- Direction
Your task is to copy the listing exactly, with the pictures left out.
_ _ _ _ _
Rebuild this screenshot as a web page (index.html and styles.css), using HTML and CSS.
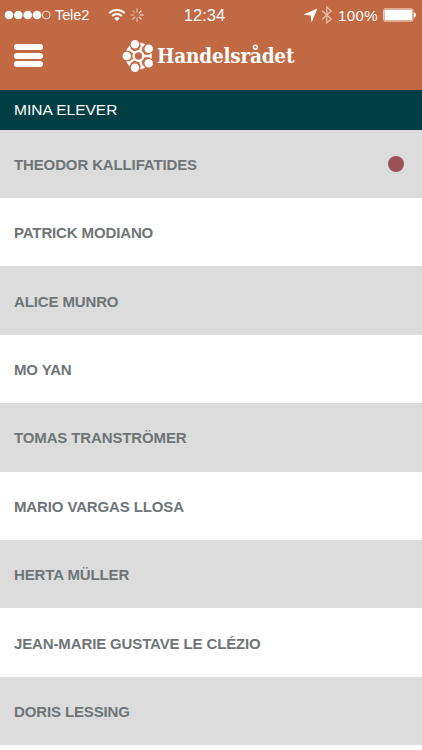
FILE: index.html
```html
<!DOCTYPE html>
<html lang="sv">
<head>
    <meta charset="UTF-8">
    <meta name="viewport" content="width=device-width, initial-scale=1.0">
    <title>Handelsrådet - Mina elever</title>
    <link rel="stylesheet" href="styles.css">
</head>
<body>
    <!-- Header -->
    <header>
        <div class="status-bar">
            <div class="carrier">
                <svg class="signal" width="47" height="10" viewBox="0 0 47 10" fill="#fff">
                    <circle cx="5" cy="5" r="4.3"/>
                    <circle cx="14.3" cy="5" r="4.3"/>
                    <circle cx="23.7" cy="5" r="4.3"/>
                    <circle cx="33" cy="5" r="4.3"/>
                    <circle cx="42.2" cy="5" r="3.9" fill="none" stroke="#fff" stroke-width="0.8"/>
                </svg>
                <span class="operator">Tele2</span>
                <svg class="wifi" width="18" height="14" viewBox="0 0 18 14" fill="none" stroke="#fff" stroke-width="2">
                    <path d="M1.2 5.1a11.2 11.2 0 0 1 15.6 0"/>
                    <path d="M4.1 8.1a7 7 0 0 1 9.8 0"/>
                    <path d="M9 13L6.4 10.4a3.7 3.7 0 0 1 5.2 0z" fill="#fff" stroke="none"/>
                </svg>
                <svg class="spinner" width="14" height="14" viewBox="0 0 14 14" stroke="#fff" stroke-width="1.2" stroke-linecap="round">
                    <path d="M7 .8v3" opacity="0.6"/>
                    <path d="M11.2 2.8L9.2 4.8M13.2 7h-3" opacity="0.95"/>
                    <path d="M11.2 11.2L9.2 9.2" opacity="0.8"/>
                    <path d="M7 13.2v-3M2.8 11.2l2-2" opacity="0.65"/>
                    <path d="M.8 7h3" opacity="0.5"/>
                    <path d="M2.8 2.8l2 2" opacity="0.4"/>
                </svg>
            </div>
            <span class="clock">12:34</span>
            <div class="power">
                <svg class="location" width="15" height="15" viewBox="0 0 15 15" fill="#fff">
                    <path d="M14.4.4L8.6 14.4 7.6 7.4.4 6.5z"/>
                </svg>
                <svg class="bluetooth" width="12" height="18" viewBox="0 0 12 18" fill="none" stroke="#e7bca8" stroke-width="1.3">
                    <path d="M1.2 4.7l9 8.2-4.4 4V1.1l4.4 4-9 8.2"/>
                </svg>
                <span class="percent">100%</span>
                <svg class="battery" width="34" height="14" viewBox="0 0 34 14">
                    <rect x="0.6" y="0.9" width="29.4" height="12.2" rx="1.5" fill="none" stroke="#f3d9cc" stroke-width="1"/>
                    <rect x="1.5" y="1.8" width="27.6" height="10.4" rx="0.6" fill="#fff"/>
                    <path d="M31 4.3c2.6.6 2.6 4.8 0 5.4z" fill="#fff"/>
                </svg>
            </div>
        </div>
        <div class="nav-bar">
            <button class="menu-button" aria-label="Meny">
                <span></span>
                <span></span>
                <span></span>
            </button>
            <div class="logo">
                <svg width="34" height="34" viewBox="0 0 34 34" fill="#fff">
                    <!-- Table with spokes between the five people -->
                    <g stroke="#fff" stroke-width="2.4" fill="none">
                        <circle cx="16.5" cy="17" r="4.9"/>
                        <path id="spoke" d="M21.5 17h7M28.6 13.8v6.4"/>
                        <use href="#spoke" transform="rotate(72 16.5 17)"/>
                        <use href="#spoke" transform="rotate(144 16.5 17)"/>
                        <use href="#spoke" transform="rotate(216 16.5 17)"/>
                        <use href="#spoke" transform="rotate(288 16.5 17)"/>
                    </g>
                    <g class="people">
                        <circle cx="4.8" cy="17" r="4.9"/>
                        <circle cx="13" cy="5.3" r="4.9"/>
                        <circle cx="26.7" cy="9.7" r="4.9"/>
                        <circle cx="26.7" cy="24.3" r="4.9"/>
                        <circle cx="13" cy="28.7" r="4.9"/>
                    </g>
                </svg>
                <span class="logo-text">Handelsrådet</span>
            </div>
        </div>
    </header>

    <!-- Main Content -->
    <main>
        <h1>MINA ELEVER</h1>
        <ul class="students">
            <li>THEODOR KALLIFATIDES <span class="dot"></span></li>
            <li>PATRICK MODIANO</li>
            <li>ALICE MUNRO</li>
            <li>MO YAN</li>
            <li>TOMAS TRANSTRÖMER</li>
            <li>MARIO VARGAS LLOSA</li>
            <li>HERTA MÜLLER</li>
            <li>JEAN-MARIE GUSTAVE LE CLÉZIO</li>
            <li>DORIS LESSING</li>
        </ul>
    </main>
</body>
</html>
```
FILE: styles.css
```css
/* Global Styles */
* {
    box-sizing: border-box;
}

body {
    font-family: "Liberation Sans", Arial, sans-serif;
    margin: 0;
    padding: 0;
    background-color: #fff;
    color: #6f7577;
}

svg {
    display: block;
    flex: none;
}

header {
    height: 90.3px;
    background-color: #c06942;
    color: #fff;
}

/* Status bar */
.status-bar {
    display: grid;
    grid-template-columns: 1fr auto 1fr;
    align-items: center;
    height: 30px;
    padding: 0 5px 0 4px;
    font-size: 14.5px;
}

.carrier,
.power {
    display: flex;
    align-items: center;
}

.power {
    justify-content: flex-end;
}

.operator {
    width: 36px;
    margin-left: 4px;
    font-size: 14.5px;
    letter-spacing: -0.1px;
}

.wifi {
    margin-left: 17px;
}

.spinner {
    margin-left: 4px;
}

.clock {
    font-size: 16.5px;
    margin-right: 12px;
}

.bluetooth {
    margin-left: 3px;
}

.percent {
    margin: 0 5px 0 5px;
    font-size: 15px;
    letter-spacing: 0.4px;
}

/* Navigation bar */
.nav-bar {
    display: flex;
    align-items: center;
    height: 51px;
    padding-left: 13.5px;
}

.menu-button {
    display: flex;
    flex-direction: column;
    gap: 2.7px;
    padding: 0;
    border: none;
    background: none;
    cursor: pointer;
}

.menu-button span {
    width: 29px;
    height: 6px;
    border-radius: 3px;
    background-color: #fff;
}

.logo {
    display: flex;
    align-items: center;
    margin-left: 79.5px;
}

/* the outline keeps each head clear of the spokes */
.people {
    stroke: #c06942;
    stroke-width: 1.3px;
}

.logo-text {
    margin-left: 1px;
    font-family: "DejaVu Serif Condensed", "DejaVu Serif", serif;
    font-size: 20.5px;
    font-weight: bold;
    letter-spacing: -0.2px;
    white-space: nowrap;
}

/* Student list */
h1 {
    height: 39.4px;
    margin: 0;
    padding-left: 14px;
    background-color: #003e43;
    color: #fff;
    font-size: 15.5px;
    font-weight: normal;
    line-height: 40px;
}

.students {
    margin: 0;
    padding: 0;
    list-style: none;
}

.students li {
    display: flex;
    align-items: center;
    justify-content: space-between;
    height: 68.4px;
    padding: 0.8px 18px 0 14px;
    font-size: 15px;
    font-weight: bold;
    letter-spacing: -0.13px;
}

.students li:nth-child(odd) {
    background-color: #dcdcdc;
}

.dot {
    width: 16px;
    height: 16px;
    border-radius: 50%;
    background-color: #995156;
}
```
_ _ _ _ _
- Task answer
Rebuild this screenshot as a web page (index.html and styles.css), using HTML and CSS.
FILE: index.html
```html
<!DOCTYPE html>
<html lang="sv">
<head>
    <meta charset="UTF-8">
    <meta name="viewport" content="width=device-width, initial-scale=1.0">
    <title>Handelsrådet - Mina elever</title>
    <link rel="stylesheet" href="styles.css">
</head>
<body>
    <!-- Header -->
    <header>
        <div class="status-bar">
            <div class="carrier">
                <svg class="signal" width="47" height="10" viewBox="0 0 47 10" fill="#fff">
                    <circle cx="5" cy="5" r="4.3"/>
                    <circle cx="14.3" cy="5" r="4.3"/>
                    <circle cx="23.7" cy="5" r="4.3"/>
                    <circle cx="33" cy="5" r="4.3"/>
                    <circle cx="42.2" cy="5" r="3.9" fill="none" stroke="#fff" stroke-width="0.8"/>
                </svg>
                <span class="operator">Tele2</span>
                <svg class="wifi" width="18" height="14" viewBox="0 0 18 14" fill="none" stroke="#fff" stroke-width="2">
                    <path d="M1.2 5.1a11.2 11.2 0 0 1 15.6 0"/>
                    <path d="M4.1 8.1a7 7 0 0 1 9.8 0"/>
                    <path d="M9 13L6.4 10.4a3.7 3.7 0 0 1 5.2 0z" fill="#fff" stroke="none"/>
                </svg>
                <svg class="spinner" width="14" height="14" viewBox="0 0 14 14" stroke="#fff" stroke-width="1.2" stroke-linecap="round">
                    <path d="M7 .8v3" opacity="0.6"/>
                    <path d="M11.2 2.8L9.2 4.8M13.2 7h-3" opacity="0.95"/>
                    <path d="M11.2 11.2L9.2 9.2" opacity="0.8"/>
                    <path d="M7 13.2v-3M2.8 11.2l2-2" opacity="0.65"/>
                    <path d="M.8 7h3" opacity="0.5"/>
                    <path d="M2.8 2.8l2 2" opacity="0.4"/>
                </svg>
            </div>
            <span class="clock">12:34</span>
            <div class="power">
                <svg class="location" width="15" height="15" viewBox="0 0 15 15" fill="#fff">
                    <path d="M14.4.4L8.6 14.4 7.6 7.4.4 6.5z"/>
                </svg>
                <svg class="bluetooth" width="12" height="18" viewBox="0 0 12 18" fill="none" stroke="#e7bca8" stroke-width="1.3">
                    <path d="M1.2 4.7l9 8.2-4.4 4V1.1l4.4 4-9 8.2"/>
                </svg>
                <span class="percent">100%</span>
                <svg class="battery" width="34" height="14" viewBox="0 0 34 14">
                    <rect x="0.6" y="0.9" width="29.4" height="12.2" rx="1.5" fill="none" stroke="#f3d9cc" stroke-width="1"/>
                    <rect x="1.5" y="1.8" width="27.6" height="10.4" rx="0.6" fill="#fff"/>
                    <path d="M31 4.3c2.6.6 2.6 4.8 0 5.4z" fill="#fff"/>
                </svg>
            </div>
        </div>
        <div class="nav-bar">
            <button class="menu-button" aria-label="Meny">
                <span></span>
                <span></span>
                <span></span>
            </button>
            <div class="logo">
                <svg width="34" height="34" viewBox="0 0 34 34" fill="#fff">
                    <!-- Table with spokes between the five people -->
                    <g stroke="#fff" stroke-width="2.4" fill="none">
                        <circle cx="16.5" cy="17" r="4.9"/>
                        <path id="spoke" d="M21.5 17h7M28.6 13.8v6.4"/>
                        <use href="#spoke" transform="rotate(72 16.5 17)"/>
                        <use href="#spoke" transform="rotate(144 16.5 17)"/>
                        <use href="#spoke" transform="rotate(216 16.5 17)"/>
                        <use href="#spoke" transform="rotate(288 16.5 17)"/>
                    </g>
                    <g class="people">
                        <circle cx="4.8" cy="17" r="4.9"/>
                        <circle cx="13" cy="5.3" r="4.9"/>
                        <circle cx="26.7" cy="9.7" r="4.9"/>
                        <circle cx="26.7" cy="24.3" r="4.9"/>
                        <circle cx="13" cy="28.7" r="4.9"/>
                    </g>
                </svg>
                <span class="logo-text">Handelsrådet</span>
            </div>
        </div>
    </header>

    <!-- Main Content -->
    <main>
        <h1>MINA ELEVER</h1>
        <ul class="students">
            <li>THEODOR KALLIFATIDES <span class="dot"></span></li>
            <li>PATRICK MODIANO</li>
            <li>ALICE MUNRO</li>
            <li>MO YAN</li>
            <li>TOMAS TRANSTRÖMER</li>
            <li>MARIO VARGAS LLOSA</li>
            <li>HERTA MÜLLER</li>
            <li>JEAN-MARIE GUSTAVE LE CLÉZIO</li>
            <li>DORIS LESSING</li>
        </ul>
    </main>
</body>
</html>
```
FILE: styles.css
```css
/* Global Styles */
* {
    box-sizing: border-box;
}

body {
    font-family: "Liberation Sans", Arial, sans-serif;
    margin: 0;
    padding: 0;
    background-color: #fff;
    color: #6f7577;
}

svg {
    display: block;
    flex: none;
}

header {
    height: 90.3px;
    background-color: #c06942;
    color: #fff;
}

/* Status bar */
.status-bar {
    display: grid;
    grid-template-columns: 1fr auto 1fr;
    align-items: center;
    height: 30px;
    padding: 0 5px 0 4px;
    font-size: 14.5px;
}

.carrier,
.power {
    display: flex;
    align-items: center;
}

.power {
    justify-content: flex-end;
}

.operator {
    width: 36px;
    margin-left: 4px;
    font-size: 14.5px;
    letter-spacing: -0.1px;
}

.wifi {
    margin-left: 17px;
}

.spinner {
    margin-left: 4px;
}

.clock {
    font-size: 16.5px;
    margin-right: 12px;
}

.bluetooth {
    margin-left: 3px;
}

.percent {
    margin: 0 5px 0 5px;
    font-size: 15px;
    letter-spacing: 0.4px;
}

/* Navigation bar */
.nav-bar {
    display: flex;
    align-items: center;
    height: 51px;
    padding-left: 13.5px;
}

.menu-button {
    display: flex;
    flex-direction: column;
    gap: 2.7px;
    padding: 0;
    border: none;
    background: none;
    cursor: pointer;
}

.menu-button span {
    width: 29px;
    height: 6px;
    border-radius: 3px;
    background-color: #fff;
}

.logo {
    display: flex;
    align-items: center;
    margin-left: 79.5px;
}

/* the outline keeps each head clear of the spokes */
.people {
    stroke: #c06942;
    stroke-width: 1.3px;
}

.logo-text {
    margin-left: 1px;
    font-family: "DejaVu Serif Condensed", "DejaVu Serif", serif;
    font-size: 20.5px;
    font-weight: bold;
    letter-spacing: -0.2px;
    white-space: nowrap;
}

/* Student list */
h1 {
    height: 39.4px;
    margin: 0;
    padding-left: 14px;
    background-color: #003e43;
    color: #fff;
    font-size: 15.5px;
    font-weight: normal;
    line-height: 40px;
}

.students {
    margin: 0;
    padding: 0;
    list-style: none;
}

.students li {
    display: flex;
    align-items: center;
    justify-content: space-between;
    height: 68.4px;
    padding: 0.8px 18px 0 14px;
    font-size: 15px;
    font-weight: bold;
    letter-spacing: -0.13px;
}

.students li:nth-child(odd) {
    background-color: #dcdcdc;
}

.dot {
    width: 16px;
    height: 16px;
    border-radius: 50%;
    background-color: #995156;
}
```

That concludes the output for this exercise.